A coalition of community groups set up tables and held discussions on what might replace a police force, should Phoenix ever follow suit with cities like Minneapolis, which voted recently to replace it’s police department with a community-led model.
Organizers and attendees at the downtown Phoenix demonstration echoed the belief that the Phoenix Police Department is beyond reform and must be restructured, if not abolished entirely and re-envisioned. Protesters across the country have called on their city governments to restructure or entirely defund their police forces.
“Today we are here to dream of a world without police,” Viridiana Hernandez, executive director of Poder in Action, told a crowd of about 100 people. “Reform is not enough… It is not possible. We ultimately need to abolish the system that exists and together create a new world.”
Advocates discussed shifting funds away from the police department and instead toward social services and education.
Hernandez criticized the council as a whole for their response to the protests, particularly comments made by Mayor Kate Gallego at an event that brought together mothers against police brutality.
“I come here not as a white woman, or as a mayor, but as a mother,” Gallego said to a crowd of about 100 people at a June 6 event hosted by Black Mother’s Forum.
Gallego “clearly doesn’t understand that she is a white woman that is also a mayor” and will “never understand what systemic oppression is,” Hernandez told the crowd.
Darold Bien-Aime showed up to the protest with a red MAGA-style shirt that read, “Make Racism Wrong Again.” The 30-year-old said he is supportive of the idea of defunding the Phoenix Police Department, but wanted to learn more about what alternative models to traditional policing might look like.
“Any time you remove something, what are we going to put in its place?” Bien-Aime said. “To be honest, I don’t think I’ve really heard much rhetoric or conversation about what the alternative is.”
He said he thinks that there are situations where police are necessary, but advocates training in de-escalation, appropriate use of force, and increased awareness of marginalized communities and those with mental health issues.
He also thinks that the millions of dollars being appropriated to the police department would be better used elsewhere, like the education system.
“Police officers can have some of the most state-of-the-art equipment, but some of our teachers can’t even have pencils and erasers,” he said.
Bien-Aime acknowledged that police have a difficult job, but said the time for conversation has passed.

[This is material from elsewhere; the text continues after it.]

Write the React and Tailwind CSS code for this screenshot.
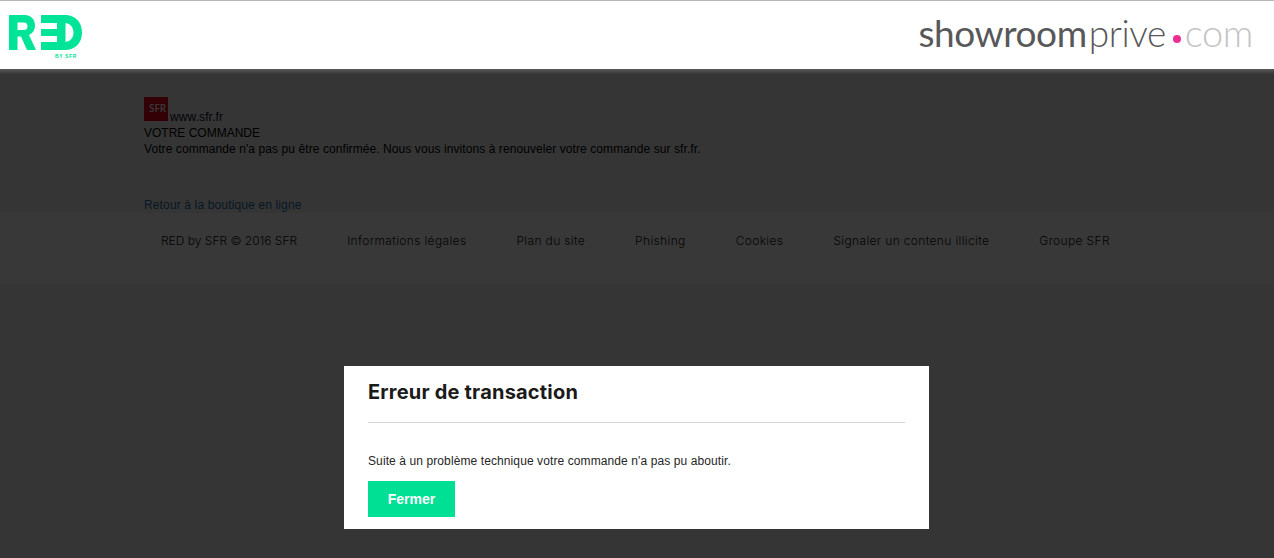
// App.jsx
import React from 'react';

const footerLinks = [
  'Informations légales',
  'Plan du site',
  'Phishing',
  'Cookies',
  'Signaler un contenu illicite',
  'Groupe SFR',
];

// RED by SFR logo
const RedLogo = () => (
  <svg width="74" height="44" viewBox="0 0 74 44" className="block">
    <g fill="#00e497">
      {/* R */}
      <path d="M0 0h15.500C22 0 26 4.500 26 10.500c0 4.500-2.500 8-6 9.500l7 15h-9l-6-13.500H8.500V35H0zM8.500 7.500v7.500h6.500c2.300 0 3.500-1.700 3.500-3.800S17.300 7.500 15 7.500z" />
      {/* E bars + D */}
      <path d="M32 0h24c10 0 17 7 17 17.500S66 35 56 35H32v-8h23.500c5.500 0 9-4 9-9.500S61 8 55.500 8H32z" />
      <rect x="32" y="14" width="16" height="7" />
      <rect x="48" y="8" width="8.500" height="19" />
    </g>
    <text x="46" y="42.500" fontSize="5" fontWeight="700" letterSpacing="0.6" fill="#00e497" fontFamily="'Liberation Sans', sans-serif">BY SFR</text>
  </svg>
);

const App = () => {
  return (
    <div className="relative h-[558px] overflow-hidden bg-[#f0f0f0] font-['Liberation_Sans',Arial,sans-serif] text-xs text-black">
      {/* Header stays above the dimming layer */}
      <header className="relative z-20 flex h-[69px] items-start justify-between border-t border-[#b5b5b5] bg-white pl-[9px] pr-[21px]">
        <div className="pt-[14px]">
          <RedLogo />
        </div>
        <div className="flex items-baseline pt-[7px] font-['Lato',sans-serif] text-[37px] leading-[48px] tracking-[-0.4px]">
          <span className="font-normal text-[#58585a]">showroom</span>
          <span className="ml-[2px] font-light text-[#58585a]">prive</span>
          <span className="ml-[7px] mr-1 inline-block h-2 w-2 -translate-y-1 rounded-full bg-[#ec2e93]"></span>
          <span className="text-[38px] font-light text-[#c4c4c4]">com</span>
        </div>
      </header>
      <div className="absolute left-0 right-0 top-[69px] z-20 h-[5px] bg-gradient-to-b from-[#5a5a5a] to-transparent"></div>

      <main className="mx-auto w-[986px] pt-[28px]">
        <div className="flex h-[28px] items-end">
          <div className="mb-1 flex h-6 w-6 items-center justify-center overflow-hidden bg-[#e2001a] pl-[3px] font-['Open_Sans',sans-serif] text-[10px] font-semibold text-white">
            SFR
          </div>
          <span className="ml-[2px] leading-4 tracking-[0.1px] text-[#0b0b2a]">www.sfr.fr</span>
        </div>
        <p className="leading-4">VOTRE COMMANDE</p>
        <p className="leading-4 tracking-[0.08px]">Votre commande n'a pas pu être confirmée. Nous vous invitons à renouveler votre commande sur sfr.fr.</p>
        <a className="mt-10 block leading-4 tracking-[0.14px] text-[#1d6fa5]">Retour à la boutique en ligne</a>
      </main>

      <footer className="h-[71px] bg-white pt-5">
        <ul className="mx-auto flex w-[986px] gap-[50px] pl-[17px] font-['Inter',sans-serif] text-xs font-light leading-4 tracking-[0.35px] text-[#111]">
          <li className="tracking-normal">RED by SFR © 2016 SFR</li>
          {footerLinks.map((link) => (
            <li key={link}>{link}</li>
          ))}
        </ul>
      </footer>

      {/* Dimming layer */}
      <div className="absolute inset-0 z-10 bg-black/[0.78]"></div>

      {/* Error dialog */}
      <div className="absolute left-[344px] top-[366px] z-30 h-[163px] w-[585px] bg-white px-6">
        <h2 className="flex h-[57px] items-center border-b border-[#d4d4d4] pb-1 font-['Inter',sans-serif] text-xl font-bold tracking-[0.2px] text-[#1a1a1a]">
          Erreur de transaction
        </h2>
        <p className="mt-[30px] leading-4 tracking-[0.1px] text-[#262626]">Suite à un problème technique votre commande n'a pas pu aboutir.</p>
        <button className="mt-3 h-9 w-[87px] bg-[#00e095] text-sm font-bold text-white">Fermer</button>
      </div>
    </div>
  );
};

export default App;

“I’m frustrated, I’m tired. I’m just as tired as anyone else,” he said.
A couple hundred people milled around the workshops, some focused on black liberation, LGBTQ issues, anti-colonialism and “food apartheid.” Organizers laid out a massive roll of white paper, where attendees could reimagine a city without the police, and what that could look like.
A paper altar decorated with fresh flowers and plastic candles displayed print-outs of men who had been killed by the Phoenix Police Department.
La’Sharon McGinnis is a special education teacher, though she prefers to call herself an educator “for people with advanced needs.” An educator for more than 15 years, she’s used to instructing her students on how to behave—and how not to behave—around police.
McGinnis has been to several protests against police brutality around Phoenix, Tempe and Goodyear in the last few weeks. When the demonstrations first began, she said she was tear-gassed by the Phoenix Police Department after the protest was declared an unlawful assembly.
Phoenix police deployed tear gas on several occasions in the past few weeks to disperse crowds downtown.
“I didn’t know what to do, because I never experienced that,” McGinnis said of her experience.
Despite this, she is heartened that the movement to reform police is being led largely by the young.
“The best and greatest thing to me is the majority of people who are out there are young people,” she said.
Council passes annual budget with increase in police funding
For more than 20 days, downtown Phoenix has been the site of demonstrations of varying sizes following the killing of George Floyd by a white Minneapolis police officer, which triggered nationwide protests against police brutality.
Phoenix City Council ultimately voted to approve the 2020-21 budget Wednesday, despite opposition from over 500 people who left public comments on the city website and more than 3,000 signatures on a Change.org petition to defund the department. The budget passed 6-3.
It included $745 million for the Phoenix Police Department, but also $3 million for the newly formed Office of Accountability and Transparency, which narrowly passed the council back in February.
Previously, the council was prepared to only partially fund the civilian review board with $400,000, but pressure from advocates and District 8 Councilman Carlos Garcia resulted in full funding. Councilmen Sal DiCiccio and Jim Waring were the only votes against fully funding the civilian review board.